Segundo a juíza Selma Arruda, “há medidas cautelares diversas da prisão capazes de assegurar que a denunciada não volte a delinquir e não tenha qualquer influência junto a testemunhas, de modo a garantir tanto a ordem pública, quando a escorreita coleta de provas na instrução processual”, aponta.
Além do monitoramento eletrônico, a tenente deve comparecer mensalmente em juízo para informar residência e justificar suas atividades, permanecer distante de quaisquer locais relacionados ao Corpo de Bombeiros de Mato Grosso, inclusive da Secretaria de Segurança Pública para evitar o risco de novas infrações. Também não pode manter contato com as testemunhas arroladas pelo MPE e está proibida de se ausentar de Cuiabá sem autorização da juíza. Ela também está proibida de exercer a função pública de tenente do Corpo de Bombeiros até o final da instrução processual.
Militares réus
Também tornaram-se réus na ação, bombeiros militares Marcelo Augusto Revéles Carvalho, Thales Emmanuel da Silva Pereira, Diones Nunes Sirqueira, Francisco Alves de Barros e Eneas de Oliveira Xavier também viraram réus na ação. A decisão é de quinta-feira (27).
Denúncia
De acordo com a denúncia da 24ª Promotoria de Justiça Criminal de Cuiabá Especializada da Defesa da Administração Pública e Ordem Tributária, o fato aconteceu no dia 10 de novembro de 2016 durante o treinamento de atividades aquáticas em ambiente natural do 16º Curso de Formação de Soldado Bombeiro do Estado de Mato Grosso realizado na Lagoa Trevisan em Cuiabá.
O MPE destaca que apesar de apresentar excelente condicionamento físico, o aluno demonstrou dificuldades para desenvolver atividades como flutuação, nado livre, entre outros exercícios.
Consta na denúncia ainda que embora o problema tenha chamado a atenção de todos, os responsáveis pelo treinamento não só ignoraram a situação como utilizaram-se de métodos totalmente reprováveis, tanto pela corporação militar, quanto pela sociedade civil, para “castigar” os alunos do curso que estavam sob sua guarda.
Conforme o MPE, depoimentos colhidos durante a investigação demonstram que a vítima foi submetida a intenso sofrimento físico e mental com uso de violência. A atitude teria sido a forma utilizada pela tenente Izadora Ledur para punir Rodrigo por ele ter apresentado mau desempenho nas atividades dentro da água.

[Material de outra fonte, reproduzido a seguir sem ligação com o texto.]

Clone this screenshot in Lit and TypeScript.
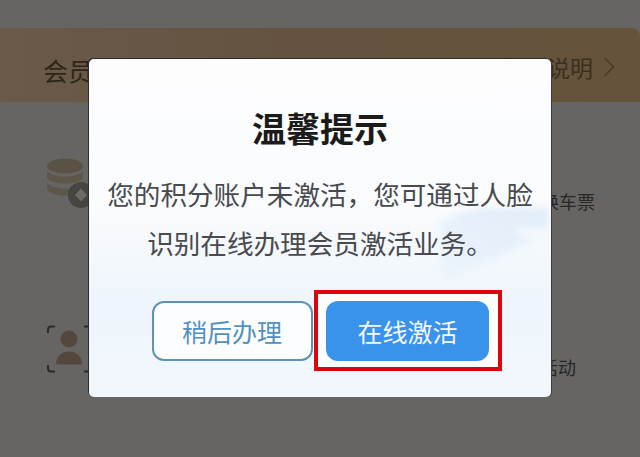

Em um dos depoimentos, por exemplo, foi relatado que em um determinado momento do treinamento a vítima estava com a cabeça baixa, reclamando de muita dor de cabeça, olhos vermelhos e vomitando água e que, mesmo assim, as atividades não foram interrompidas. O aluno chegou a se jogar no chão na posição fetal e com as pernas encolhidas por não conseguir ficar em pé. Nesse momento, a tenente teria humilhado-o perante todos.
“Os métodos abusivos praticados pela instrutora consistiram tanto de natureza física, por meio de caldos com afogamento, como de natureza mental utilizando ameaças de desligamento do curso com diversas ofensas e xingamentos humilhantes à vítima menoscabando sua condição de aluno”, diz um trecho da denúncia.
Acrescenta, ainda, que os outros bombeiros militares presentes no treinamento e também denunciados, mesmo observando as práticas delitivas cometidas por Izadora, quando tinham o dever legal de evitá-las, omitiram socorro a Rodrigo consentindo assim com a atitude criminosa da denunciada.